We have a feast of flowers in the mixed ornamental borders at present and are making the most of it. The next big floral push will come near the end of June with the first flush of roses, early annuals bursting into bloom and herbaceous perennials starting to perform in earnest.
But there’s often something more than mere performance in the plants we grow. This is borne out time and again by those who join gardening tours be it a world-renowned site or the private domain of an acquaintance. There is often an underlying story behind the presence of a particular plant.
I love a garden with history, and as we reach the end of May almost every plant in one of the borders has me reminiscing.
Several travelled with us to this spot (sentimental value!) and some outstayed their welcome years ago, but their eccentricities are tolerated because they came from old friends. One of the spurge family in particular, euphorbia robbiae, was a favourite of my gardening mentor Robert Punton.
One story has it that a Mrs Robb smuggled it into this country in her hat box, giving it the common name Mrs Robb’s bonnets.
The mass of green flowers is ever-present and it’s an attractive border plant but one of the most invasive, spreading via underground rhizomes.
In keeping with most spurges, it exudes a white sap when any part is bruised and this causes painful skin blistering.
By comparison, Robert gave me a sweetheart rose, which has already provided years of enjoyment.
Cecile Brunner flowers continuously from late June until frost arrives.
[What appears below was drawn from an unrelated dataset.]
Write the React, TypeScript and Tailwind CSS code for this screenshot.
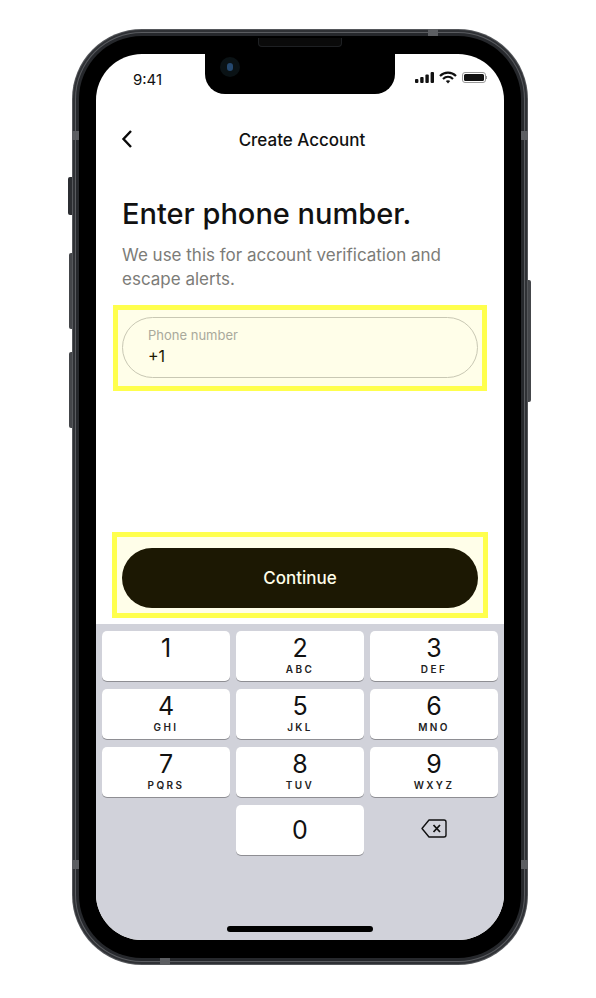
const keys = [
  ['1', ''],
  ['2', 'ABC'],
  ['3', 'DEF'],
  ['4', 'GHI'],
  ['5', 'JKL'],
  ['6', 'MNO'],
  ['7', 'PQRS'],
  ['8', 'TUV'],
  ['9', 'WXYZ'],
];

const Key = ({ digit, letters }: { digit: string; letters: string }) => (
  <div className="h-[50px] rounded-[5px] bg-white shadow-[0_1px_0_#8e8e93] flex flex-col items-center pt-[3px]">
    <span className="text-[25px] leading-[29px] text-[#111]">{digit}</span>
    {letters && (
      <span className="mt-[1px] text-[10px] leading-[11px] font-semibold tracking-[2.4px] text-[#222] font-['Inter',sans-serif]">
        {letters}
      </span>
    )}
  </div>
);

const StatusIcons = () => (
  <svg width="72" height="14" viewBox="0 0 72 14">
    <rect x="0" y="8" width="3.4" height="4" rx="1" fill="#111" />
    <rect x="5.2" y="6" width="3.4" height="6" rx="1" fill="#111" />
    <rect x="10.4" y="3.5" width="3.4" height="8.5" rx="1" fill="#111" />
    <rect x="15.6" y="1" width="3.4" height="11" rx="1" fill="#111" />
    <path d="M25 5 C29.5 0.5 36.5 0.5 41 5 M28 8 C31 5.2 35 5.2 38 8" fill="none" stroke="#111" strokeWidth="2.2" />
    <path d="M30.8 10 C32 8.9 34 8.9 35.2 10 L33 12.4 Z" fill="#111" />
    <rect x="47.5" y="1.5" width="23" height="10" rx="2.5" fill="none" stroke="#999" strokeWidth="1" />
    <rect x="49" y="3" width="20" height="7" rx="1.5" fill="#111" />
    <rect x="71" y="5" width="1" height="3" fill="#999" />
  </svg>
);

export default function App() {
  return (
    <div className="w-[596px] h-[998px] bg-white overflow-hidden pt-[29px] pl-[72px] font-['Inter',sans-serif]">
      <div className="relative w-[456px] h-[936px]">
        {/* side buttons */}
        <div className="absolute left-[-4px] top-[148px] w-[5px] h-[38px] rounded-l-[2px] bg-[#2c2e32]" />
        <div className="absolute left-[-3px] top-[224px] w-[4px] h-[76px] rounded-l-[2px] bg-[#44464a]" />
        <div className="absolute left-[-3px] top-[323px] w-[4px] h-[76px] rounded-l-[2px] bg-[#44464a]" />
        <div className="absolute right-[-3px] top-[251px] w-[4px] h-[122px] rounded-r-[2px] bg-[#44464a]" />

        {/* frame */}
        <div className="relative h-full rounded-[70px] bg-[#55575b] p-[1px]">
          <div className="h-full rounded-[69px] bg-[#2f3135] p-[2px]">
            <div className="h-full rounded-[67px] bg-[#5a5c60] p-[1px]">
              <div className="h-full rounded-[66px] bg-[#26282c] p-[3px]">
                <div className="h-full rounded-[63px] bg-black px-[17px] py-[18px]">
                  {/* screen */}
                  <div className="relative h-full rounded-[46px] overflow-hidden bg-white flex flex-col">
                    {/* notch */}
                    <div className="absolute left-[109px] top-0 w-[190px] h-[40px] bg-black rounded-b-[20px]" />
                    <div className="absolute left-[124px] top-[3px] w-[20px] h-[20px] rounded-full bg-[#0a1215] flex items-center justify-center">
                      <div className="w-[6px] h-[8px] rounded-full bg-[#25486e]" />
                    </div>

                    {/* status bar */}
                    <div className="h-[48px] shrink-0 flex items-start justify-between pl-[37px] pr-[17px] pt-[17px]">
                      <span className="text-[15px] leading-[18px] text-[#111]">9:41</span>
                      <StatusIcons />
                    </div>

                    {/* nav */}
                    <div className="relative h-[74px] shrink-0 flex items-center justify-center pl-[4px] pt-[3px]">
                      <svg
                        className="absolute left-[24px] top-[27px]"
                        width="14"
                        height="20"
                        viewBox="0 0 14 20"
                        fill="none"
                        stroke="#0a0a0a"
                        strokeWidth="2.4"
                      >
                        <path d="M11 2 L3.5 10 L11 18" />
                      </svg>
                      <span className="text-[17px] font-medium text-[#111]">Create Account</span>
                    </div>

                    {/* copy */}
                    <div className="px-[26px] pt-[20px] shrink-0">
                      <h1 className="text-[29px] leading-[36px] font-medium text-[#111]">Enter phone number.</h1>
                      <p className="mt-[11px] text-[17px] leading-[24px] text-[#7c7c78]">
                        We use this for account verification and escape alerts.
                      </p>
                    </div>

                    {/* phone input */}
                    <div className="mx-[17px] mt-[14px] h-[86px] shrink-0 border-[5px] border-[#ffff4d] bg-[#fffee9] px-[4px] pt-[7px]">
                      <div className="h-[61px] rounded-full border border-[#c9c8b4] pl-[25px] pt-[9px]">
                        <div className="text-[13px] leading-[17px] text-[#a9a99c]">Phone number</div>
                        <div className="text-[16px] leading-[22px] mt-[1px] text-[#1c1803]">+1</div>
                      </div>
                    </div>

                    {/* continue */}
                    <div className="mx-[16px] mt-[141px] h-[86px] shrink-0 border-[5px] border-[#ffff4d] bg-[#fffee9] px-[5px] pt-[11px]">
                      <div className="h-[60px] rounded-full bg-[#1c1803] flex items-center justify-center pt-[1px] text-[17px] font-medium text-[#fffee9]">
                        Continue
                      </div>
                    </div>

                    {/* keypad */}
                    <div className="relative mt-[6px] flex-1 bg-[#d1d2da] px-[6px] pt-[7px]">
                      <div className="grid grid-cols-3 gap-x-[6px] gap-y-[8px]">
                        {keys.map(([digit, letters]) => (
                          <Key key={digit} digit={digit} letters={letters} />
                        ))}
                        <div />
                        <div className="h-[50px] rounded-[5px] bg-white shadow-[0_1px_0_#8e8e93] flex items-center justify-center pt-[1px] text-[25px] text-[#111]">
                          0
                        </div>
                        <div className="h-[50px] flex items-center justify-center pb-[4px]">
                          <svg
                            width="26"
                            height="19"
                            viewBox="0 0 26 19"
                            fill="none"
                            stroke="#111"
                            strokeWidth="1.4"
                            strokeLinejoin="round"
                          >
                            <path d="M8 1 H23 A2 2 0 0 1 25 3 V16 A2 2 0 0 1 23 18 H8 L1 9.5 Z" />
                            <path d="M12.5 6 L19 13 M19 6 L12.5 13" strokeWidth="1.8" />
                          </svg>
                        </div>
                      </div>
                      <div className="absolute left-[131px] bottom-[8px] w-[146px] h-[6px] rounded-full bg-black" />
                    </div>
                  </div>
                </div>
              </div>
            </div>
          </div>
        </div>

        {/* speaker */}
        <div className="absolute left-[186px] top-[9px] w-[84px] h-[9px] rounded-b-[4px] bg-[#0a0a0a] border border-t-0 border-[#1e2023]" />

        {/* antenna bands */}
        <div className="absolute left-0 top-[102px] w-[7px] h-[9px] bg-[#5c5e62]" />
        <div className="absolute right-0 top-[102px] w-[7px] h-[9px] bg-[#5c5e62]" />
        <div className="absolute right-0 top-[831px] w-[7px] h-[9px] bg-[#5c5e62]" />
        <div className="absolute left-0 top-[831px] w-[7px] h-[9px] bg-[#5c5e62]" />
        <div className="absolute left-[356px] top-0 w-[10px] h-[7px] bg-[#5c5e62]" />
        <div className="absolute left-[88px] bottom-0 w-[10px] h-[7px] bg-[#5c5e62]" />
      </div>
    </div>
  );
}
The pale pink flowers are exquisite as they unfurl and are rarely more than 4cms across. It roots easily from hardwood stem cuttings pushed into the autumn garden.
Four plants bring back memories of Northumberland’s most successful fuchsia breeder.
Dr Matthew Ryle’s garden ran down to the River Coquet. It was filled with an amazing array of plants, including Asiatic primulas. Three novelties, currently flowering in our garden, the black lace plant (ophiopogon nigrescens), mouse plant (arisarum proboscideum) and heartsease (viola tricolor), provide this important link with the past.
He was a dear friend but unbeknown to either of us, one of the plants he gave carried a passenger in the soil surrounding its roots.
Ever since that episode, we’ve had Welsh poppies (meconopsis cambrica) springing up all over the garden.